Error in (function (..., row.names = NULL, check.rows = FALSE, check.names = TRUE,  : 
  arguments imply differing number of rows: 1, 0, 13, 11

Using code from another StackOverflow post, I tried to load everything in at once:

data<-files %>%
  map_df(~fromJSON(file.path(path, .),flatten = TRUE))

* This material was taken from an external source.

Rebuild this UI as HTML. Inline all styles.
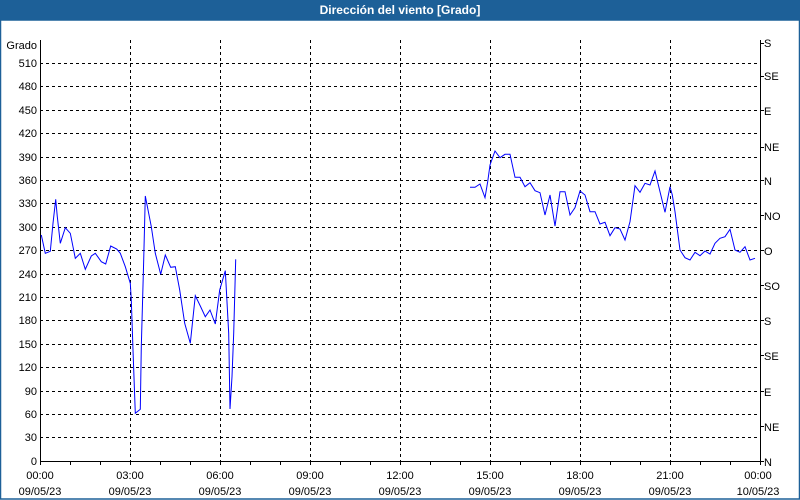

This runs for a bit but them gives me the error:

> data<-files %>%
    map_df(~fromJSON(file.path(path, .),flatten = TRUE))
Error in `stop_vctrs()`:
! Can't recycle `usCongressBioId` (size 0) to match `creativeWork` (size 2).
Run `rlang::last_error()` to see where the error occurred.
> rlang::last_error()
<error/vctrs_error_incompatible_size>
Error in `stop_vctrs()`:
! Can't recycle `usCongressBioId` (size 0) to match `creativeWork` (size 2).
---
Backtrace:
  1. files %>% map_df(~fromJSON(file.path(path, .), flatten = TRUE))
  8. vctrs::stop_incompatible_size(...)
  9. vctrs:::stop_incompatible(...)
 10. vctrs:::stop_vctrs(...)
Run `rlang::last_trace()` to see the full context.
> rlang::last_trace()
<error/vctrs_error_incompatible_size>
Error in `stop_vctrs()`:
! Can't recycle `usCongressBioId` (size 0) to match `creativeWork` (size 2).
---
Backtrace:
     ▆
  1. ├─files %>% map_df(~fromJSON(file.path(path, .), flatten = TRUE))
  2. ├─purrr::map_df(., ~fromJSON(file.path(path, .), flatten = TRUE))
  3. │ └─dplyr::bind_rows(res, .id = .id)
  4. │   └─dplyr:::map(...)
  5. │     └─base::lapply(.x, .f, ...)
  6. │       └─dplyr FUN(X[[i]], ...)
  7. │         └─vctrs::data_frame(!!!.x, .name_repair = "minimal")
  8. └─vctrs::stop_incompatible_size(...)
  9.   └─vctrs:::stop_incompatible(...)
 10.     └─vctrs:::stop_vctrs(...)
 11.       └─rlang::abort(message, class = c(class, "vctrs_error"), ...)

(Apologies & thanks - I am jumping back into R after a few years doing other things so am very rusty...)

CodePudding user response：

A single json file is imported is a nested list with unequal dataframes. Thus it can't be converted to a single dataframe.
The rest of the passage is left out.